Justice is thus an organic product of the community’s institutions, and that is what controls behavior, not the law. The law historically just caught those few who fell through the cracks in the ethics infrastructure; it was never designed to be a substitute for what former Travis County, Texas Sheriff Doyne Bailey once referred to as the institutions of love. It is upon that structure and the connections within it that justice depends.

The community restorative justice movement is focused on connecting people both in and out of government. It is an effort to use the opportunities for intervention provided by crime and related social dysfunction as tools to begin the process of rebuilding the social capital upon which both community and justice are based. It is a spontaneous, grassroots effort to discharge what Dan Van Ness says is the moral responsibility of community to create peace. It seeks to reweave the fabric of community by involving the public in its own protection.
read more

He is not afraid to think outside the box:
The focus of the criminal justice system has been on the trees—response time, arrest rates, conviction rates, length of sentence, crime rates, recidivism rates, and so on. The forest—the place of that system in the culture and its role in values clarification and reinforcement—has seldom even been noticed, except by the popular entertainment media. Community restorative justice asks us to see and care about both the forest and the trees.

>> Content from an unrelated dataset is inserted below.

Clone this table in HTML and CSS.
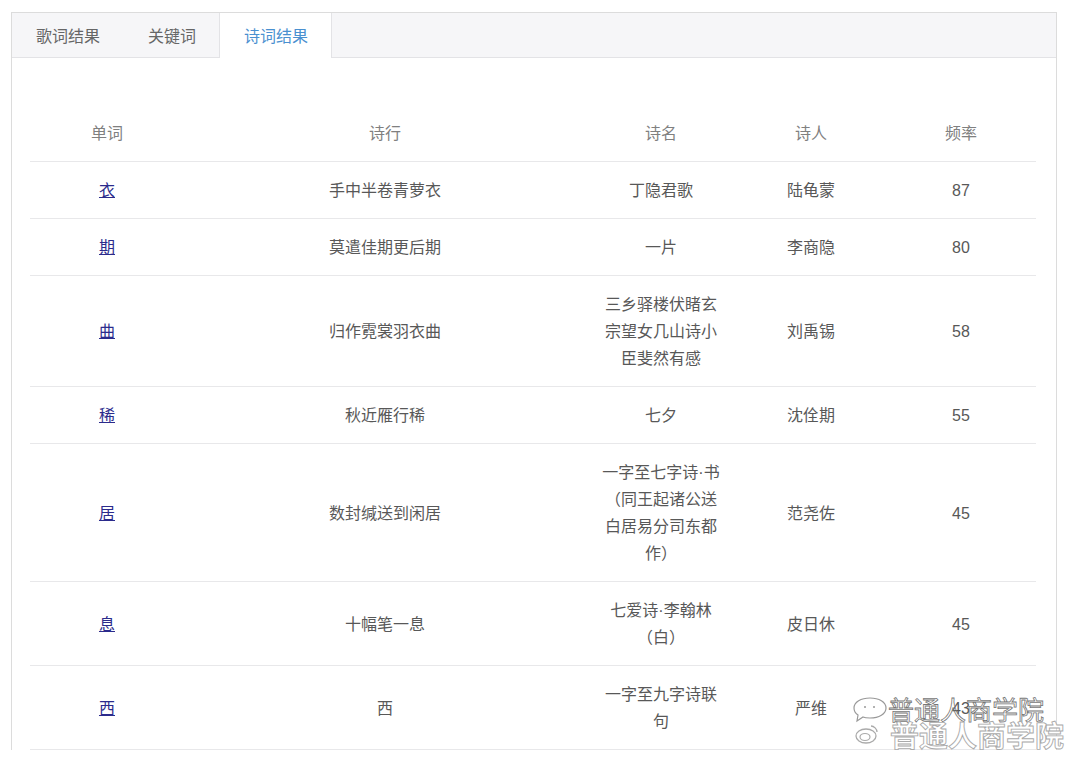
FILE: index.html
```html
<!DOCTYPE html>
<html lang="zh">
<head>
<meta charset="utf-8">
<link rel="stylesheet" href="styles.css">
</head>
<body>
<div class="panel">
  <div class="tabs">
    <div class="tab">歌词结果</div>
    <div class="tab">关键词</div>
    <div class="tab active">诗词结果</div>
  </div>
  <div class="panel-body">
    <table class="result">
      <colgroup>
        <col class="c1"><col class="c2"><col class="c3"><col class="c4"><col class="c5">
      </colgroup>
      <thead>
        <tr><th>单词</th><th>诗行</th><th>诗名</th><th>诗人</th><th>频率</th></tr>
      </thead>
      <tbody>
        <tr><td><a href="#">衣</a></td><td>手中半卷青萝衣</td><td>丁隐君歌</td><td>陆龟蒙</td><td>87</td></tr>
        <tr><td><a href="#">期</a></td><td>莫遣佳期更后期</td><td>一片</td><td>李商隐</td><td>80</td></tr>
        <tr><td><a href="#">曲</a></td><td>归作霓裳羽衣曲</td><td>三乡驿楼伏睹玄宗望女几山诗小臣斐然有感</td><td>刘禹锡</td><td>58</td></tr>
        <tr><td><a href="#">稀</a></td><td>秋近雁行稀</td><td>七夕</td><td>沈佺期</td><td>55</td></tr>
        <tr><td><a href="#">居</a></td><td>数封缄送到闲居</td><td>一字至七字诗·书（同王起诸公送白居易分司东都作）</td><td>范尧佐</td><td>45</td></tr>
        <tr><td><a href="#">息</a></td><td>十幅笔一息</td><td>七爱诗·李翰林（白）</td><td>皮日休</td><td>45</td></tr>
        <tr><td><a href="#">西</a></td><td>西</td><td>一字至九字诗联句</td><td>严维</td><td>43</td></tr>
      </tbody>
    </table>
  </div>
</div>
<div class="watermark">
  <div class="wm-line wm-top">
    <svg class="wm-bubble" width="44" height="30" viewBox="0 0 44 30"><path d="M6 14c0-6 7-10 16-10s16 4 16 10-7 10-16 10c-3 0-5 0-7-1l-6 4 1-6c-3-2-4-4-4-7z" fill="none" stroke="#999" stroke-width="1.2"/><circle cx="17" cy="13" r="1" fill="#999"/><circle cx="26" cy="13" r="1" fill="#999"/></svg>
    <span>普通人商学院</span>
  </div>
  <div class="wm-line wm-bottom">
    <svg class="wm-logo" width="26" height="22" viewBox="0 0 26 22"><ellipse cx="12" cy="13" rx="10" ry="7" fill="#fff" stroke="#aaa" stroke-width="1.3"/><ellipse cx="11" cy="14" rx="5" ry="3.5" fill="none" stroke="#aaa" stroke-width="1.2"/><path d="M17 3c3 0 6 3 6 6" fill="none" stroke="#aaa" stroke-width="1.3"/></svg>
    <span>普通人商学院</span>
  </div>
</div>
</body>
</html>
```

FILE: styles.css
```css
html, body {
  margin: 0;
  padding: 0;
  background: #fff;
}
body {
  padding: 12px 23px 0 11px;
  font-family: "Liberation Sans", "Noto Sans CJK SC", sans-serif;
  color: #555;
  overflow: hidden;
  height: 760px;
  box-sizing: border-box;
}
.panel {
  border: 1px solid #dcdcdc;
  border-bottom: none;
  width: 1046px;
  box-sizing: border-box;
}
.tabs {
  display: flex;
  height: 44px;
  background: #f6f6f8;
  border-bottom: 1px solid #e3e3e6;
}
.tab {
  padding: 0 24px;
  font-size: 16px;
  line-height: 44px;
  color: #666;
  font-family: "Noto Sans CJK SC", sans-serif;
}
.tab.active {
  background: #fff;
  color: #4a90d0;
  border-left: 1px solid #e3e3e6;
  border-right: 1px solid #e3e3e6;
  margin-bottom: -1px;
  height: 45px;
  padding: 0 23px 0 24px;
  margin-left: -1px;
}
.panel-body {
  padding: 47px 20px 0 18px;
}
.result {
  width: 1006px;
  border-collapse: collapse;
  table-layout: fixed;
  font-size: 16px;
}
.c1 { width: 154px; }
.c2 { width: 402px; }
.c3 { width: 150px; }
.c4 { width: 150px; }
.c5 { width: 150px; }
.result th,
.result td {
  text-align: center;
  vertical-align: middle;
  padding: 15px 12px 14px;
  line-height: 27px;
  border-bottom: 1px solid #e8e8ea;
}
.result th {
  font-weight: normal;
  color: #808080;
}
.result td {
  color: #585858;
}
.result td a {
  color: #2b2b8c;
  text-decoration: underline;
}
.watermark {
  position: absolute;
  left: 848px;
  top: 694px;
  font-family: "Noto Sans CJK SC", sans-serif;
  pointer-events: none;
}
.wm-line {
  display: flex;
  align-items: center;
  line-height: 28px;
}
.wm-top {
  font-size: 26px;
  color: transparent;
  -webkit-text-stroke: 0.8px #777;
}
.wm-top span {
  margin-left: -4px;
}
.wm-bottom {
  margin-top: -4px;
  margin-left: 6px;
  color: #fff;
  -webkit-text-stroke: 0.9px #aaa;
  font-size: 29px;
  font-weight: bold;
}
.wm-bottom span {
  margin-left: 10px;
}
```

Community restorative justice is not easy to understand, much less to practice, except for members of the lay public. They have only to learn a new way. They are not burdened as are criminal justice professionals with the necessity of first unlearning the old; for the pros it is like having to drive the train while trying to build a new railroad without being sure of the destination.

Community restorative justice operates at two levels. First, it asks the agencies that have traditionally operated separately and independently of each other to work together, sharing power and authority with each other. That is hard, especially given the ubiquity of turf wars in social and criminal justice.